Give only the count of lines containing "image".

━━━━━ Data shown

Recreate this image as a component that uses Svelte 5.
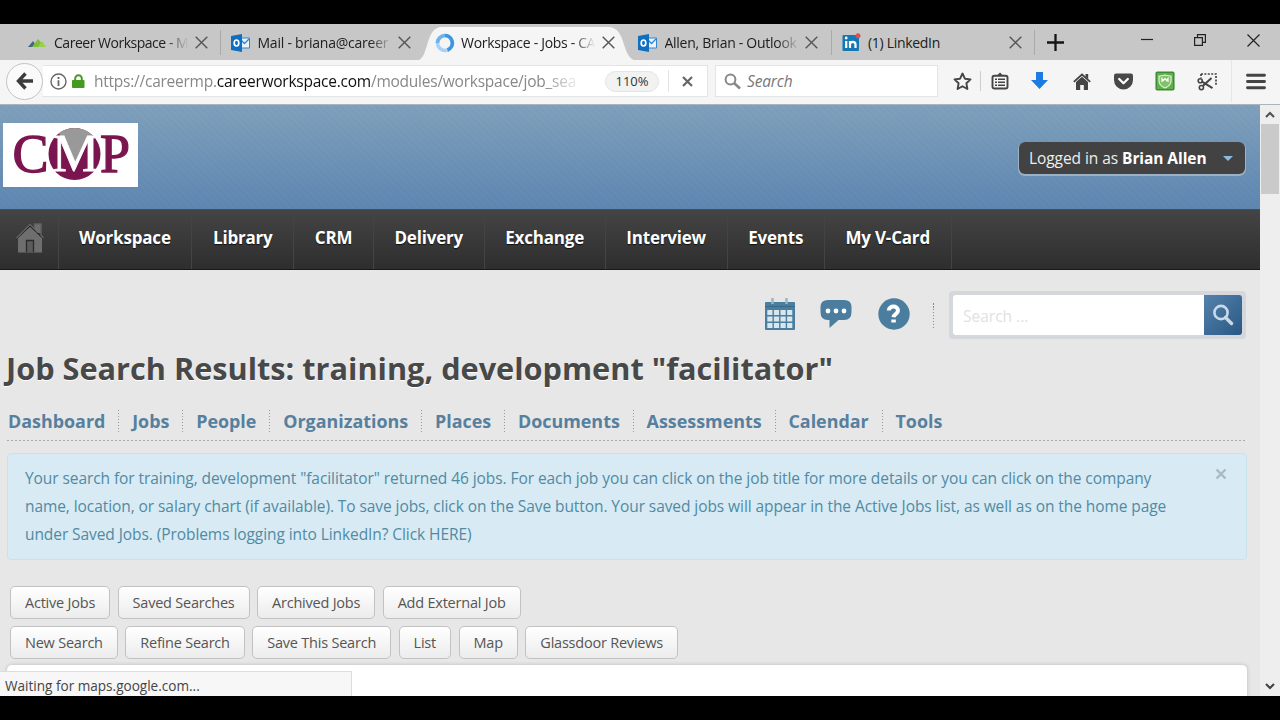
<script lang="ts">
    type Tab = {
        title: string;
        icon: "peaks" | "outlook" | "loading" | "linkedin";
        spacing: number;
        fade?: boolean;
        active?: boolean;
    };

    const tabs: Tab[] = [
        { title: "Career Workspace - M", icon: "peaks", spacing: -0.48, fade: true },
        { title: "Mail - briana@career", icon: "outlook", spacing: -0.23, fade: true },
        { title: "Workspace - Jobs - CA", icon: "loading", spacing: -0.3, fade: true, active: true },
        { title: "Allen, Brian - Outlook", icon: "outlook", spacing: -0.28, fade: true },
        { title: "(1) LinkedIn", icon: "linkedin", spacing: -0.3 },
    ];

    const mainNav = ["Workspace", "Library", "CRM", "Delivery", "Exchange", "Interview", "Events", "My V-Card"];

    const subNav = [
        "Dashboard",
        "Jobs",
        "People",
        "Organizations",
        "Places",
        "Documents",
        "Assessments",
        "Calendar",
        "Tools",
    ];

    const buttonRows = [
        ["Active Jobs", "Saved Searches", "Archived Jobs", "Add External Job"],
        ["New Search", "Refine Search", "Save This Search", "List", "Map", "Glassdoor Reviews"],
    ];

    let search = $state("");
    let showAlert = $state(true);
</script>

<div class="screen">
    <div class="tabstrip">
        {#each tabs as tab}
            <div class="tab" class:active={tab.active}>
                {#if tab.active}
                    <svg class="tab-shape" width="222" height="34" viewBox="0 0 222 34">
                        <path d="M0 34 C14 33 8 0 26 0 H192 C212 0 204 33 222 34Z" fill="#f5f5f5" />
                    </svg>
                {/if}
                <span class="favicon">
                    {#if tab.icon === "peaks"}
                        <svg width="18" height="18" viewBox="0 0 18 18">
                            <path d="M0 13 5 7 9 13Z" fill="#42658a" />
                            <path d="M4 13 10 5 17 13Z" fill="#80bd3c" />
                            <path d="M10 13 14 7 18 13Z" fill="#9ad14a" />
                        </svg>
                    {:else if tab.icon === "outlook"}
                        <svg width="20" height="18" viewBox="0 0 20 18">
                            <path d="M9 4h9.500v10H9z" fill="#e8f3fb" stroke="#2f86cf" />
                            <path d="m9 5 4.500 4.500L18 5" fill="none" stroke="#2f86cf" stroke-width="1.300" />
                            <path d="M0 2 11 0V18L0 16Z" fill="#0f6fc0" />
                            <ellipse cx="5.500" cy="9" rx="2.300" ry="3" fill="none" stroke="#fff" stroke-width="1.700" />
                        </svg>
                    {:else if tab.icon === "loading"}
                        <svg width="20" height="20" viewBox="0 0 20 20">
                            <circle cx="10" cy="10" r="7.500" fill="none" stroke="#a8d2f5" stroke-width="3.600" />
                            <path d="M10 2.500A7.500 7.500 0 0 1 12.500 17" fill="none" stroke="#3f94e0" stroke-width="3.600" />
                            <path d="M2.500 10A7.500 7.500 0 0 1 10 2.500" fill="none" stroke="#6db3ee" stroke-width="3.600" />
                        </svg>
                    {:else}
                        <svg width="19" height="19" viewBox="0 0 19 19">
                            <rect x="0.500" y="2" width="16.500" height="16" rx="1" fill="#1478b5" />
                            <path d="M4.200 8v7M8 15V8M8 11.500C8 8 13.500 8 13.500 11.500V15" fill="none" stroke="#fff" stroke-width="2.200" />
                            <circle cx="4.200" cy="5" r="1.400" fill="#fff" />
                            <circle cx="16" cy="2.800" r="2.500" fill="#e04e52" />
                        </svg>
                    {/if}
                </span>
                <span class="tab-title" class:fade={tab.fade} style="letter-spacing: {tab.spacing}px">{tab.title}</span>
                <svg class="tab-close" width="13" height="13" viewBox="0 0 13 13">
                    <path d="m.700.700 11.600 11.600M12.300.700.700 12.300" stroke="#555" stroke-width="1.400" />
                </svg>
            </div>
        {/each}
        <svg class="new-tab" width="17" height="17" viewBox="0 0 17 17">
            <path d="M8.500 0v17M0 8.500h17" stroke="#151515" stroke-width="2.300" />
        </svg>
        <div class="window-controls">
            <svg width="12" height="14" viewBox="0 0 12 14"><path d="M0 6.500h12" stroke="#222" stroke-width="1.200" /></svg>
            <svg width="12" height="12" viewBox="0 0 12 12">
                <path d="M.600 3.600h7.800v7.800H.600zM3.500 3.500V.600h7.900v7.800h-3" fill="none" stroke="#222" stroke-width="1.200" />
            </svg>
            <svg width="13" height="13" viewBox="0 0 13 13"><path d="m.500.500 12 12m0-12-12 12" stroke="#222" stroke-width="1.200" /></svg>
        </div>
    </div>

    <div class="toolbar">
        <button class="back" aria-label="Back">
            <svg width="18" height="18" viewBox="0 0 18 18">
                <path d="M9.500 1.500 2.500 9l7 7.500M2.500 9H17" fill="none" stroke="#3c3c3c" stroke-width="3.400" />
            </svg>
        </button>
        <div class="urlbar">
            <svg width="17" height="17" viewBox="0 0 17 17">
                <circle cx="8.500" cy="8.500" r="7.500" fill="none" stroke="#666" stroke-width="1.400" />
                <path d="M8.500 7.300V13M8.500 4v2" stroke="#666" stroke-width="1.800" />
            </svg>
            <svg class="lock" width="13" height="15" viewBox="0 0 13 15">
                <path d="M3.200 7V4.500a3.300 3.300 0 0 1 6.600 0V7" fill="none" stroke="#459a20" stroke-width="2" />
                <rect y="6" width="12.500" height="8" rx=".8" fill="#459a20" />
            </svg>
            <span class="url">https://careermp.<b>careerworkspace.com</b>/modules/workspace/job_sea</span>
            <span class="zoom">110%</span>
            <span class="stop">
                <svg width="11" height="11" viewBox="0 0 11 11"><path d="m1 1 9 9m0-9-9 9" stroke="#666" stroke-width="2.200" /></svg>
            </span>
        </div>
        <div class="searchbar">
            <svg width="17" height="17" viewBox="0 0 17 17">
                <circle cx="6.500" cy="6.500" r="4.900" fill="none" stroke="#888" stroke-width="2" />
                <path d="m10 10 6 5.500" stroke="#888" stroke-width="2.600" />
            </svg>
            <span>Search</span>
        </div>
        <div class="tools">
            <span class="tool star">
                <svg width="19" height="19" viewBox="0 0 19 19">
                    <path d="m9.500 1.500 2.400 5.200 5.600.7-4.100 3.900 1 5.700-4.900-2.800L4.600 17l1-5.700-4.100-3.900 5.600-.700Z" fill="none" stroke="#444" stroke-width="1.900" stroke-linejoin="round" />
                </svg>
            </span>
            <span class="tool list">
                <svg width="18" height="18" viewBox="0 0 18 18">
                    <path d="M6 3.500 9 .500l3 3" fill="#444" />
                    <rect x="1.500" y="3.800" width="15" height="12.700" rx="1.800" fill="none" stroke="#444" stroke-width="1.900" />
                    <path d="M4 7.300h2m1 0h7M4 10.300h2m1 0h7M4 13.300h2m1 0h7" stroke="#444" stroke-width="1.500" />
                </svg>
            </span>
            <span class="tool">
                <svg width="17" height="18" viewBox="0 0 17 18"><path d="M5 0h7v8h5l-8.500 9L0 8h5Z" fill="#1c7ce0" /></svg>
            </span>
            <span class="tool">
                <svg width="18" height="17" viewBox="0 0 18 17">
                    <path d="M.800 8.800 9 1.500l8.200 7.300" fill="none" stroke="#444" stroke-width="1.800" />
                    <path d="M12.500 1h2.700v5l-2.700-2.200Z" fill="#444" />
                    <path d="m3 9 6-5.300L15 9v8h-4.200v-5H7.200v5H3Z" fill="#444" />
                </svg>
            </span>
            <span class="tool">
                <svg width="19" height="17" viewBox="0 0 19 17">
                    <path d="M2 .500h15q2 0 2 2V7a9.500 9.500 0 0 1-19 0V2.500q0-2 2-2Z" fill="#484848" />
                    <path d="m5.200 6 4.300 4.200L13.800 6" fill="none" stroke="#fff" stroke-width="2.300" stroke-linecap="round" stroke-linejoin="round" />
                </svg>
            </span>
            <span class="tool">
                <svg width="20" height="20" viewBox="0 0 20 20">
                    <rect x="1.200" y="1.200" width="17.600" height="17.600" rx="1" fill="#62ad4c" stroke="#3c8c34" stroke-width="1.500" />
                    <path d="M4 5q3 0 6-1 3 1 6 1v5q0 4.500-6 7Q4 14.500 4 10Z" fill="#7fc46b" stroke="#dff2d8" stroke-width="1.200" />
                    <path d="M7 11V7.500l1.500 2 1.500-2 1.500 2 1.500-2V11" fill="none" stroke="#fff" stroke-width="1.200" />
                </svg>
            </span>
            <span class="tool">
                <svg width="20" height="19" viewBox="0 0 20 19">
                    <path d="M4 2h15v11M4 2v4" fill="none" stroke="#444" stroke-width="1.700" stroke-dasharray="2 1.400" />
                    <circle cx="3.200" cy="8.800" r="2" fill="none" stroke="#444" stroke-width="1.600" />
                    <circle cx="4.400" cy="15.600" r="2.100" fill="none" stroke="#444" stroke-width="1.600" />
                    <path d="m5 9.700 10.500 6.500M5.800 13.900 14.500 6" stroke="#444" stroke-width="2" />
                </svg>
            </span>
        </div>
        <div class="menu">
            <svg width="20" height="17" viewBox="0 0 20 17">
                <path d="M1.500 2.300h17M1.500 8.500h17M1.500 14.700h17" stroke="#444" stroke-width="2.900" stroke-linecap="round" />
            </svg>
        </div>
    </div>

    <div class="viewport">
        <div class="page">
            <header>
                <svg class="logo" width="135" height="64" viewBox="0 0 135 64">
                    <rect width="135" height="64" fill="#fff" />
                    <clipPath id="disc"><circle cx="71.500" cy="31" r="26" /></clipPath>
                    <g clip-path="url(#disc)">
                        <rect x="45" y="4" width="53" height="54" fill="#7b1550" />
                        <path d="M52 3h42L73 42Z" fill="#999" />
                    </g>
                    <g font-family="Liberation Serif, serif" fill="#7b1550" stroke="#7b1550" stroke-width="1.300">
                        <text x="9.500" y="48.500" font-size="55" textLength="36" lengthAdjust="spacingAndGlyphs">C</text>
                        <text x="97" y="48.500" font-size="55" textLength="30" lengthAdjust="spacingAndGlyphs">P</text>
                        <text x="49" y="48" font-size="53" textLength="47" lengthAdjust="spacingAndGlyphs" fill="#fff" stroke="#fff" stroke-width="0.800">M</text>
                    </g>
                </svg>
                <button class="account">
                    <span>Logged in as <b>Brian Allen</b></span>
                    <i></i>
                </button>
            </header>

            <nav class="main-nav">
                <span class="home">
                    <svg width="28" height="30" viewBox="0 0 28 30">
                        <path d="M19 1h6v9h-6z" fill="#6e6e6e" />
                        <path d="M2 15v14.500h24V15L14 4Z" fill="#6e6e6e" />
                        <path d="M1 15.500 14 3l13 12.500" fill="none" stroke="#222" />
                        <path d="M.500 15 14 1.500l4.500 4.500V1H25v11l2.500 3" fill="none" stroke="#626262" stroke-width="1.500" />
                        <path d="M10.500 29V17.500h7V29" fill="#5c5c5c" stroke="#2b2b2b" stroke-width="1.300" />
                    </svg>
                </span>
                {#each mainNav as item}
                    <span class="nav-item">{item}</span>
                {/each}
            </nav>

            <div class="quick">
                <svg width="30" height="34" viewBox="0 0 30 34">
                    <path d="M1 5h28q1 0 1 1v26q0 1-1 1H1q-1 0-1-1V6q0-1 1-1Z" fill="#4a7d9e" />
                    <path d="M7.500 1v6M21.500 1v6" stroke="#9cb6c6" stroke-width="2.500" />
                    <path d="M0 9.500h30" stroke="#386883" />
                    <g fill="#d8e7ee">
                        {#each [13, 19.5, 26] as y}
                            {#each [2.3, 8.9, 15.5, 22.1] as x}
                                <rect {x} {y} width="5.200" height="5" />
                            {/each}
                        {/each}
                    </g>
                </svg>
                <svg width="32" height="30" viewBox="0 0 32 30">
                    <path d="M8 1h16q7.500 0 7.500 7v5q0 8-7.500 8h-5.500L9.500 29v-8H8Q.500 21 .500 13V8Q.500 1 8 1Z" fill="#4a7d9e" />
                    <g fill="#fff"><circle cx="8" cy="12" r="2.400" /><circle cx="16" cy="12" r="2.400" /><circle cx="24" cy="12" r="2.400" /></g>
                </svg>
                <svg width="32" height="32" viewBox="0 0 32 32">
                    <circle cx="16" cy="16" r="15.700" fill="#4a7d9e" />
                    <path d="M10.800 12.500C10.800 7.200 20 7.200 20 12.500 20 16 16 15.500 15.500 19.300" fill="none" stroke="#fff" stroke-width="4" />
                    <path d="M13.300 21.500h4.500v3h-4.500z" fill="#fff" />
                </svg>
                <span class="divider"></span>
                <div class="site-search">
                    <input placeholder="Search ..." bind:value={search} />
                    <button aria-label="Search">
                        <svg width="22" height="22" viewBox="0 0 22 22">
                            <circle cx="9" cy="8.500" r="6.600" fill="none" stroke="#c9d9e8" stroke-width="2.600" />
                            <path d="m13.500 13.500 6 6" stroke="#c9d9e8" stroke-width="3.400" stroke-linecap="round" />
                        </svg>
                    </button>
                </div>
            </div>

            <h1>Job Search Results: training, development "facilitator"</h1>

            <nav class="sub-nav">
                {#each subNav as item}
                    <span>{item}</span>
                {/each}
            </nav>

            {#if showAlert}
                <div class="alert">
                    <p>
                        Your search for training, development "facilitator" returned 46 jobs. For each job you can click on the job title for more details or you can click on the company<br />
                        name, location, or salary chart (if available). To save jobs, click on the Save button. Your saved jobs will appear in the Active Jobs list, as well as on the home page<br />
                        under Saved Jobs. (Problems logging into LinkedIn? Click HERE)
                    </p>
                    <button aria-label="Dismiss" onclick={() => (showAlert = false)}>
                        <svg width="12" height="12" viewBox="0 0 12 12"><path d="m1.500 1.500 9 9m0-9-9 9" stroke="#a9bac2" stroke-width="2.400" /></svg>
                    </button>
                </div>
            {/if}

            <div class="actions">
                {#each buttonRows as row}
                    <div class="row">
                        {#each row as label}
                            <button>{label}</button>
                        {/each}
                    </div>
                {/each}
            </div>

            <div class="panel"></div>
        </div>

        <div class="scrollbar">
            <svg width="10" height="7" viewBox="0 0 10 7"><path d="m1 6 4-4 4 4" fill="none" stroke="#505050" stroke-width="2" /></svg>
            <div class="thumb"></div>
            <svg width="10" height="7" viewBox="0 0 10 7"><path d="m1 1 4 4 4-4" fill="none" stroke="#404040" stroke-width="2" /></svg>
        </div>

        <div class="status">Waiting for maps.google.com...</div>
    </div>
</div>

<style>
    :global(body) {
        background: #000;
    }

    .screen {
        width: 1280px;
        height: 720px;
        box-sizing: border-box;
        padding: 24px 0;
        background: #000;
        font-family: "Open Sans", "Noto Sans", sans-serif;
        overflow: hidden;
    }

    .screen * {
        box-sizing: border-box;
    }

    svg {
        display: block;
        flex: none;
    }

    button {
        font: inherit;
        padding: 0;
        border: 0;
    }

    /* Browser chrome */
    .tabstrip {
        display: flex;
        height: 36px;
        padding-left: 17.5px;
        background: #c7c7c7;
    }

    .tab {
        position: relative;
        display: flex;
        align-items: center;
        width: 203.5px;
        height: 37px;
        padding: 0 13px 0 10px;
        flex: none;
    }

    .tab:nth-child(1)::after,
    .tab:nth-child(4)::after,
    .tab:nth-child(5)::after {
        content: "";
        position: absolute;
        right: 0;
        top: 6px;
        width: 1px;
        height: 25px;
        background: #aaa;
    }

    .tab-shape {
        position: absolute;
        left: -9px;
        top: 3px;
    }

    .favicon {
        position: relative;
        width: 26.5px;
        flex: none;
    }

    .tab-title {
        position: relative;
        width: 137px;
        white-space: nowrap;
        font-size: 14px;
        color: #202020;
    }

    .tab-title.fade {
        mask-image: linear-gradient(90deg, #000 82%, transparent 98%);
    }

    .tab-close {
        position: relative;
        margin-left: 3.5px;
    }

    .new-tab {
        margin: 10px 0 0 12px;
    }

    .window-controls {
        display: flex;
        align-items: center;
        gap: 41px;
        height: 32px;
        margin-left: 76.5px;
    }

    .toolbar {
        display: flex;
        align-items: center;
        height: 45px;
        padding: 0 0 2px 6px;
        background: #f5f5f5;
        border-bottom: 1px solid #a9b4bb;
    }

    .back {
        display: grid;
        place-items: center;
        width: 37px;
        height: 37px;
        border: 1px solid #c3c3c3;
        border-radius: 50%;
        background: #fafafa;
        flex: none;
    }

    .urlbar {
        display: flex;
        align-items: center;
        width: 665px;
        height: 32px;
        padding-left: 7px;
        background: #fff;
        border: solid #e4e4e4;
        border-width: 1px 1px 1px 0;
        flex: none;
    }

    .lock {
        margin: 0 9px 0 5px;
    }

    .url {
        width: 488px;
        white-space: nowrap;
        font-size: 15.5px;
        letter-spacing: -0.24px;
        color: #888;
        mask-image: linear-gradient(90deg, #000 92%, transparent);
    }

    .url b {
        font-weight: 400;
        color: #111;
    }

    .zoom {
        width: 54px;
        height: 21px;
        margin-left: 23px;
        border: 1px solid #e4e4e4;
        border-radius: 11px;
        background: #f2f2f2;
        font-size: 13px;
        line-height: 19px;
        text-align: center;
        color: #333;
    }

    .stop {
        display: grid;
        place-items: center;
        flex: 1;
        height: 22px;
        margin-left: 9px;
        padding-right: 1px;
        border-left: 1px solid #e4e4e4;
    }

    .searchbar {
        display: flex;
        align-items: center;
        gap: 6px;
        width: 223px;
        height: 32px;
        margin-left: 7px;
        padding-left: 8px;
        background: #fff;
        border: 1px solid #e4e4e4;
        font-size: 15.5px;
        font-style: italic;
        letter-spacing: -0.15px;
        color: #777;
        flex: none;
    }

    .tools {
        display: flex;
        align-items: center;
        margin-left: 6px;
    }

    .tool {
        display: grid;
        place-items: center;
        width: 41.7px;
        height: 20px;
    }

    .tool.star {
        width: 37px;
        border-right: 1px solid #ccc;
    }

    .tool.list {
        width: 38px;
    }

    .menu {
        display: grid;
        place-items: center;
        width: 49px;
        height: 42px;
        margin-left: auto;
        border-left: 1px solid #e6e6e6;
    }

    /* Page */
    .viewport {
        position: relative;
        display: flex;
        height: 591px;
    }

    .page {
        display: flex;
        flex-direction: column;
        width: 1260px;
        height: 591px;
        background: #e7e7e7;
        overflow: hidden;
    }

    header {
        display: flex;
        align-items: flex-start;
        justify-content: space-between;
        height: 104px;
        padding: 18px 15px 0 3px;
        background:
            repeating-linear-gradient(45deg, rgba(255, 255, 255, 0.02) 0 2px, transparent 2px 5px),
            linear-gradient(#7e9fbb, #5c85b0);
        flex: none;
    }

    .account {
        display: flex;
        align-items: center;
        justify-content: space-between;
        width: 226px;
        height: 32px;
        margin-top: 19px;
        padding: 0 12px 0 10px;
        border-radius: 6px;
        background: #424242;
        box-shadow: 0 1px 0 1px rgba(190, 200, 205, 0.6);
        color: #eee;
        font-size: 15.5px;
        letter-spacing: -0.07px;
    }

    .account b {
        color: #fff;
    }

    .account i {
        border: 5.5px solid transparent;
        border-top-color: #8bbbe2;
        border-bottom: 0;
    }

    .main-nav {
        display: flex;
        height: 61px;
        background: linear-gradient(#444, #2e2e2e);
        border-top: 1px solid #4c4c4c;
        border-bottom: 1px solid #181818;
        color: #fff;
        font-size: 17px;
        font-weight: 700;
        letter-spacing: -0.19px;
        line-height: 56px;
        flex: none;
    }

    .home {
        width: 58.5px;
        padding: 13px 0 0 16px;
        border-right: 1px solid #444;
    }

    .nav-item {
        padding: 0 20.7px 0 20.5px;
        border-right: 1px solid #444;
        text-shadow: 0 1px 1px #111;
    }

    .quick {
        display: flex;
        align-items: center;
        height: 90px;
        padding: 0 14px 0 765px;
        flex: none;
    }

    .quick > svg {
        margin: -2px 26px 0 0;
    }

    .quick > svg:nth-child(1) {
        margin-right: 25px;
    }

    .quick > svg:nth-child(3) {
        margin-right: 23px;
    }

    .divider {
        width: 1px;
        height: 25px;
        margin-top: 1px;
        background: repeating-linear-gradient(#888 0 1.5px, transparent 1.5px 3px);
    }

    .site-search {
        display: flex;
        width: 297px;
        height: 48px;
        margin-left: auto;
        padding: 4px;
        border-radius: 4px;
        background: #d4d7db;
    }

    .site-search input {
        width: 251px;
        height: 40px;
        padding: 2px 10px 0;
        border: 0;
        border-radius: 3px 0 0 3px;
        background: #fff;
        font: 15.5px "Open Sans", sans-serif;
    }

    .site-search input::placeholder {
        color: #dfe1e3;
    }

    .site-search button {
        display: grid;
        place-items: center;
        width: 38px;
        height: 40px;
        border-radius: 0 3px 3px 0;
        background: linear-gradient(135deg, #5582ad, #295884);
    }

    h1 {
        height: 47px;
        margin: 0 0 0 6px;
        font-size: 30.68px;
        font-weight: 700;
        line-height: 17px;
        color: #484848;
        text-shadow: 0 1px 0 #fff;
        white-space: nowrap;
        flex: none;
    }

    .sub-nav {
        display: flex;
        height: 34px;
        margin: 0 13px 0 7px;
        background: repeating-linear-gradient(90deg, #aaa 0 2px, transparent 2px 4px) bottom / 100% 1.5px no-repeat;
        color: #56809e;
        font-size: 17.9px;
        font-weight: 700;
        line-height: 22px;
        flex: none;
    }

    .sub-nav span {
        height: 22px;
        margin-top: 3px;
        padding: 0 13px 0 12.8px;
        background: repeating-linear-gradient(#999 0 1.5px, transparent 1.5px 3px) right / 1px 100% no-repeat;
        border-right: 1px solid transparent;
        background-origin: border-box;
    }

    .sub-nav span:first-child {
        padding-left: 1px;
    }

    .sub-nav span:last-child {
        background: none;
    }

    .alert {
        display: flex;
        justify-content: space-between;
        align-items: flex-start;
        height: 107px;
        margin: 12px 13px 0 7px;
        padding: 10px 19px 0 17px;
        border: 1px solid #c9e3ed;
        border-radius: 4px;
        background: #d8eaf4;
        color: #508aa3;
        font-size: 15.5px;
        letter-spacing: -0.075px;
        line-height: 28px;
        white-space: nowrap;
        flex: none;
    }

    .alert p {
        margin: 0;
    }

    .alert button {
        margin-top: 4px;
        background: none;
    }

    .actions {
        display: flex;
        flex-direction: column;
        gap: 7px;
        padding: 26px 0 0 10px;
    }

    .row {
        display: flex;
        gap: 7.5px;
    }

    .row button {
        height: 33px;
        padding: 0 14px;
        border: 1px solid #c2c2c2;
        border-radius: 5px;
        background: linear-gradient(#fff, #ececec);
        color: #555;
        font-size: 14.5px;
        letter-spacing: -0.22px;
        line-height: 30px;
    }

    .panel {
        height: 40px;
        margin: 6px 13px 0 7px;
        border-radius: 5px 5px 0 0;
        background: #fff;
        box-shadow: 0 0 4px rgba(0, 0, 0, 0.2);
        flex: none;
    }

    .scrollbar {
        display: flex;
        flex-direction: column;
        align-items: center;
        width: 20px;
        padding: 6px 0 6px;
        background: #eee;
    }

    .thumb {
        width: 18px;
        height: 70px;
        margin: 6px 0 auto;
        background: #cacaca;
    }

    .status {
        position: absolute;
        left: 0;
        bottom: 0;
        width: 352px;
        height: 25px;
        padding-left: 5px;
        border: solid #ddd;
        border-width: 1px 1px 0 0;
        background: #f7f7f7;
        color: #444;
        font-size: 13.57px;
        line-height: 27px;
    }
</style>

━━━━━━━━━━

Answer to the problem:
3